§ **Exercise directions**
Locate the string "index" throughout the material and copy every line in which it occurs.

------------

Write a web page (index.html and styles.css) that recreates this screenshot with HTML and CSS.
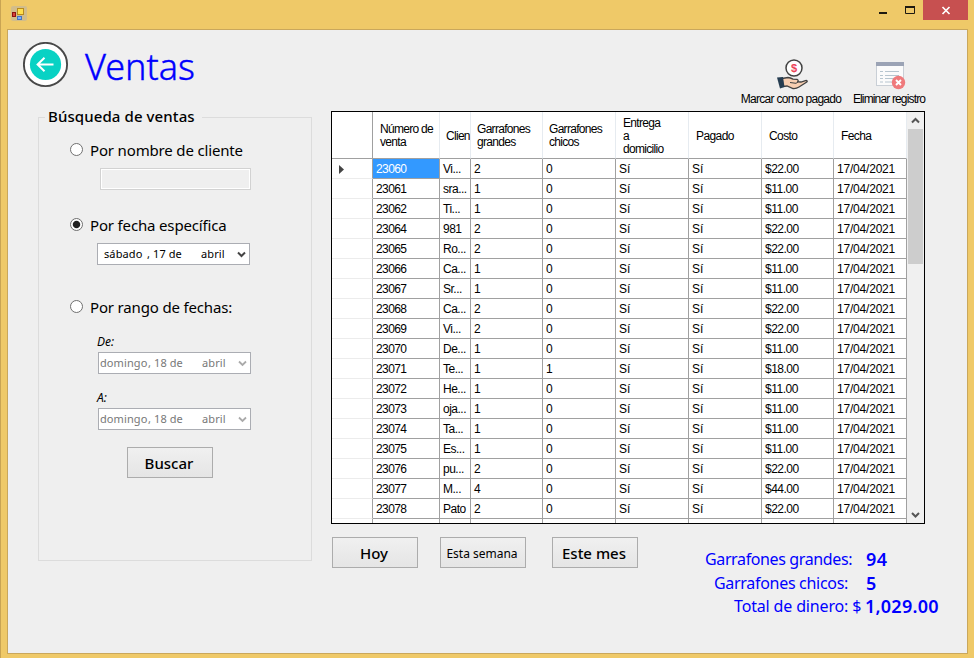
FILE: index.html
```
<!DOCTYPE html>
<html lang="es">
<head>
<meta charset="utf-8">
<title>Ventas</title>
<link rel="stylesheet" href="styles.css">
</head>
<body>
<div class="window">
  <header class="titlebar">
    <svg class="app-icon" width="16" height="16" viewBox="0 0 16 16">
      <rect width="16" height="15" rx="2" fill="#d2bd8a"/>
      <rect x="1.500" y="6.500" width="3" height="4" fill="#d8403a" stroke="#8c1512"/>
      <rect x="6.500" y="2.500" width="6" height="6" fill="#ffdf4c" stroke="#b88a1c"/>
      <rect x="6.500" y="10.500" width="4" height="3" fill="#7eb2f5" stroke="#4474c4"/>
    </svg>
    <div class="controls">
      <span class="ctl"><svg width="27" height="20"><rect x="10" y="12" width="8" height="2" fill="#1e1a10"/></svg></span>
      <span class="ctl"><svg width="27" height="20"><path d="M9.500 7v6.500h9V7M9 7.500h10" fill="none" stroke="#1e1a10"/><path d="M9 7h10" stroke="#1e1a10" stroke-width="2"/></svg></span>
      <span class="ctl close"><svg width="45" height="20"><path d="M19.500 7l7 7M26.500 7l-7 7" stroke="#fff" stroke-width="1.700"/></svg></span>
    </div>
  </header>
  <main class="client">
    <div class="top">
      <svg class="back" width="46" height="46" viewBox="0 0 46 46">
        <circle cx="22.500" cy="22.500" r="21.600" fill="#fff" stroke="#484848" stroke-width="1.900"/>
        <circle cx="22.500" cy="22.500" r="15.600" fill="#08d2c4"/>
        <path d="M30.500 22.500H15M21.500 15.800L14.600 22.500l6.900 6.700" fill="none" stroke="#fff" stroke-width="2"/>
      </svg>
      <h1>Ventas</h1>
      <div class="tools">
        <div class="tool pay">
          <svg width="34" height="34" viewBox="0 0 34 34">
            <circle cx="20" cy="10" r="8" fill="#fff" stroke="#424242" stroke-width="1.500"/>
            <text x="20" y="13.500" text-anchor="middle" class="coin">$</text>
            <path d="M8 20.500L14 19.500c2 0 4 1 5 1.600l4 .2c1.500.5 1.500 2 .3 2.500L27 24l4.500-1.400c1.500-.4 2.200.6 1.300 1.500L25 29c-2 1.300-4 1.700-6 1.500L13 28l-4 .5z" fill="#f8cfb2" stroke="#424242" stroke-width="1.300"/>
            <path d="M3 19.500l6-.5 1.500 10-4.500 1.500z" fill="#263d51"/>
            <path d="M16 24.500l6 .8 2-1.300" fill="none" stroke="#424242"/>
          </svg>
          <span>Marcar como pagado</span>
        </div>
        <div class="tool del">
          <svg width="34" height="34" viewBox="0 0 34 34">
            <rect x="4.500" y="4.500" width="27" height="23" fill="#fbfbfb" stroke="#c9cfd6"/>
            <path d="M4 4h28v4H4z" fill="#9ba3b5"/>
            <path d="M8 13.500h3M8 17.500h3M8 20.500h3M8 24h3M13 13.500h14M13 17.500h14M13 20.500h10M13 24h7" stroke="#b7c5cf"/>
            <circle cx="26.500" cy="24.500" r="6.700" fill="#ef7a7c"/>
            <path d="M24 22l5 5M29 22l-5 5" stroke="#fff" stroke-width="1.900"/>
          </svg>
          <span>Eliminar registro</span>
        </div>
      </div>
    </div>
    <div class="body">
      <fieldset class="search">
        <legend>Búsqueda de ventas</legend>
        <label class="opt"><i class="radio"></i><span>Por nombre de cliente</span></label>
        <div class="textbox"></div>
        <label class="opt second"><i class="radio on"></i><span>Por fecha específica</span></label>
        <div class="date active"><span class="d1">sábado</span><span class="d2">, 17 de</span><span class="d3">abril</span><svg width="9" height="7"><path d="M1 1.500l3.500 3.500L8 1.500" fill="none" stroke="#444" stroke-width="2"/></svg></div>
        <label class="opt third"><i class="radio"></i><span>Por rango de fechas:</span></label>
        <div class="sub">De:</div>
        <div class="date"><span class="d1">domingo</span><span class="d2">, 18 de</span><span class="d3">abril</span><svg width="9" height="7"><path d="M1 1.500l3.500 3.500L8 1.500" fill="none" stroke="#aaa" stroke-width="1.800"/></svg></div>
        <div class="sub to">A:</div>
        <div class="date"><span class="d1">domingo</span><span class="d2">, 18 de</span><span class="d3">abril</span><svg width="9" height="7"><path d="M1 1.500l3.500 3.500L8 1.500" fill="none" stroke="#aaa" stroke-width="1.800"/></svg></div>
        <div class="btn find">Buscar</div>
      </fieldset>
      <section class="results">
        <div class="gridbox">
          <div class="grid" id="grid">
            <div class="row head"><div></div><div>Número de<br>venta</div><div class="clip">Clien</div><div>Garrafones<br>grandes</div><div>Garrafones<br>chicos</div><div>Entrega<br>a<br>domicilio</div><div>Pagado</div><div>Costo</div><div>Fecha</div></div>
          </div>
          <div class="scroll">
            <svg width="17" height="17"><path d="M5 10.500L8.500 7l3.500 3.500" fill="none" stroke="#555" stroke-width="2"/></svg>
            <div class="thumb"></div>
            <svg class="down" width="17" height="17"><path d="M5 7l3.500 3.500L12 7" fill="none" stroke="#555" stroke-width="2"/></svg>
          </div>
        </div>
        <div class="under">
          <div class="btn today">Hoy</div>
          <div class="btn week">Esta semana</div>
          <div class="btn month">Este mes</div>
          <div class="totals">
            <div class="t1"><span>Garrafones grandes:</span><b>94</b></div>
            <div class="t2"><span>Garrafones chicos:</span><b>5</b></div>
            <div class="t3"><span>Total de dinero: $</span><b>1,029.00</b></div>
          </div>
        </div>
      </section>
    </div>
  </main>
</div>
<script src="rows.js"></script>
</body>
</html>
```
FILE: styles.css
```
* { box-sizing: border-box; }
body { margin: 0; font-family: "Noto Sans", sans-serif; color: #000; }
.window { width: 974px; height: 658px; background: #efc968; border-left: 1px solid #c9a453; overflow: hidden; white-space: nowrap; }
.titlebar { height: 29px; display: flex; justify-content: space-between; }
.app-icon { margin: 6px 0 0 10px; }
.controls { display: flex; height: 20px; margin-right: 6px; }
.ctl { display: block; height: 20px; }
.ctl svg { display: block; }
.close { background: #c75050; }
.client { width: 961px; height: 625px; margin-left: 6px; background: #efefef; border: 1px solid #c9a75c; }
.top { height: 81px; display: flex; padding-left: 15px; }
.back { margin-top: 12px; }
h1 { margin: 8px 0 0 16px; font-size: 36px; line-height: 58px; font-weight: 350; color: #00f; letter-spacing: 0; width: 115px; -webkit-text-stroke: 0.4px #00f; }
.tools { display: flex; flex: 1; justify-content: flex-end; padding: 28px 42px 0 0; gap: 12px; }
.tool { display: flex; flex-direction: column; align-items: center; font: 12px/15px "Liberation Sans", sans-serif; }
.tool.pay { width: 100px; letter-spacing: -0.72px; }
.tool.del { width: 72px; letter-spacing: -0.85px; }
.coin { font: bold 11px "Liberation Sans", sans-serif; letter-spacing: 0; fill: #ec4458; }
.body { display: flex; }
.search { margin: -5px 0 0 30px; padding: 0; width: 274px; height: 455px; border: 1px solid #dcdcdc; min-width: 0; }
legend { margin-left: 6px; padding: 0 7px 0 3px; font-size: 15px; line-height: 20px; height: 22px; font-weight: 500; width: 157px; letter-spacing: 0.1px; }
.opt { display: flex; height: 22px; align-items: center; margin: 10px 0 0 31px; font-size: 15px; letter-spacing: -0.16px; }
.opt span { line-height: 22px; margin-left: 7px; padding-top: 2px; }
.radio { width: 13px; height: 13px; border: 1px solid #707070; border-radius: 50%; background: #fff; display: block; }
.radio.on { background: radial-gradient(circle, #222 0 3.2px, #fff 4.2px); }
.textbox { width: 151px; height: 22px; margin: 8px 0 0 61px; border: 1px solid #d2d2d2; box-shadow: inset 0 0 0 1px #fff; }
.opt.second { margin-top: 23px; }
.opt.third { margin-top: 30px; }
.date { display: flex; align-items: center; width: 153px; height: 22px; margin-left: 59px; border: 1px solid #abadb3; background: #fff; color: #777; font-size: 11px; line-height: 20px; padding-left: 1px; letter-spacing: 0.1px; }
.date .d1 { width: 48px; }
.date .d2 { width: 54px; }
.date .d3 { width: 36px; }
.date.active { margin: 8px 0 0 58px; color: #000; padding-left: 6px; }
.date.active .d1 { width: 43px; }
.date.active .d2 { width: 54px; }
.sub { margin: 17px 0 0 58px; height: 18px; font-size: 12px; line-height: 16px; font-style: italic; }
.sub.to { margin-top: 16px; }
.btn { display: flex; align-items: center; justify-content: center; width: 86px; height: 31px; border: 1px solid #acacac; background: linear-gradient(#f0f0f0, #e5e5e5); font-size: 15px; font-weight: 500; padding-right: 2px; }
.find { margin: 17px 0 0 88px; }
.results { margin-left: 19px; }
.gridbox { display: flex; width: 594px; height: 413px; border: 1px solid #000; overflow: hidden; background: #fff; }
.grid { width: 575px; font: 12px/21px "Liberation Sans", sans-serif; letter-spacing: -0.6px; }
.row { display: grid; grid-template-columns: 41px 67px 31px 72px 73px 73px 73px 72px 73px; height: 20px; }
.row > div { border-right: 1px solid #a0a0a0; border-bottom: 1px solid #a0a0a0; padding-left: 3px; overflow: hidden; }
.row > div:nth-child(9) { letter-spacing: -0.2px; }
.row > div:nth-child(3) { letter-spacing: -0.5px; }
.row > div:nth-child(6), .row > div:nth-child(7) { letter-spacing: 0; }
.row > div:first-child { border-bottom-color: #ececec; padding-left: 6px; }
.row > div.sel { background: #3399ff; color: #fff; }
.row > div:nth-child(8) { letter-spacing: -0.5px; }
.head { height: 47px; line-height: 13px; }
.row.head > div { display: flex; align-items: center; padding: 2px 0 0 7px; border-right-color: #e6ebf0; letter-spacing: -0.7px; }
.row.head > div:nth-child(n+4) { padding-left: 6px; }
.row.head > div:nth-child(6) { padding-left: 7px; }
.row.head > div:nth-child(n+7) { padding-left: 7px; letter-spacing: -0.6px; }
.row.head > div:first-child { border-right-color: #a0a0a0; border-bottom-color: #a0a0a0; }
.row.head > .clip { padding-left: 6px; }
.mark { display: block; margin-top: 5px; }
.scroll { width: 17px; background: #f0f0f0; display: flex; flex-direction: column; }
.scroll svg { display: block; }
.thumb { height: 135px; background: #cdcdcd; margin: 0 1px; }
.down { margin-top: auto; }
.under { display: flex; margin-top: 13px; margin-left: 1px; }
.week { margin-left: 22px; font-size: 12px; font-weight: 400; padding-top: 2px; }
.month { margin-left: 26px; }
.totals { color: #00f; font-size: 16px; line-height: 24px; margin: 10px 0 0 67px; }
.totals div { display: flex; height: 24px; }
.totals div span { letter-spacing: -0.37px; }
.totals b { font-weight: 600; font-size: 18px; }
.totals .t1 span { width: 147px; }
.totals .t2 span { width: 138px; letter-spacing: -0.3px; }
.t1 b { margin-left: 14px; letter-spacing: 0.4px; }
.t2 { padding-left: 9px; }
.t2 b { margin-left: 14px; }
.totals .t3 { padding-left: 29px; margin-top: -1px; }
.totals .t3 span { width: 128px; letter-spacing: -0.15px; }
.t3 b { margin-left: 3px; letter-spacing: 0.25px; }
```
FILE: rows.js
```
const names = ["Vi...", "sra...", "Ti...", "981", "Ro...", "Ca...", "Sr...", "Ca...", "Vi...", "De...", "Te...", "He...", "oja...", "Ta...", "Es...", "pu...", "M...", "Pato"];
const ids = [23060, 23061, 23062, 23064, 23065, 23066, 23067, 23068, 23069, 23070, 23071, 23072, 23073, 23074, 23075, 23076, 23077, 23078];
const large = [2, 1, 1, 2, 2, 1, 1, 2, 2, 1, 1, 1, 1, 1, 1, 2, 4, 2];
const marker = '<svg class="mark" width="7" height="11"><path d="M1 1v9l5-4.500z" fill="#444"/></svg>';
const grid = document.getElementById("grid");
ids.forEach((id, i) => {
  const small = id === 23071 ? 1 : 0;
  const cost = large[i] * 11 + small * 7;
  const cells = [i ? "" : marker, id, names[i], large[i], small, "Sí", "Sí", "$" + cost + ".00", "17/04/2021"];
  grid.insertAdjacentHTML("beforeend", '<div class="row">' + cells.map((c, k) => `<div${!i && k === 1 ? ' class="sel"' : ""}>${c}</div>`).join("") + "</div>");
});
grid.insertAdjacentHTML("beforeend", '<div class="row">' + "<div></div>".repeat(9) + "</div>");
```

------------

§ **Result below**
Write a web page (index.html and styles.css) that recreates this screenshot with HTML and CSS.
FILE: index.html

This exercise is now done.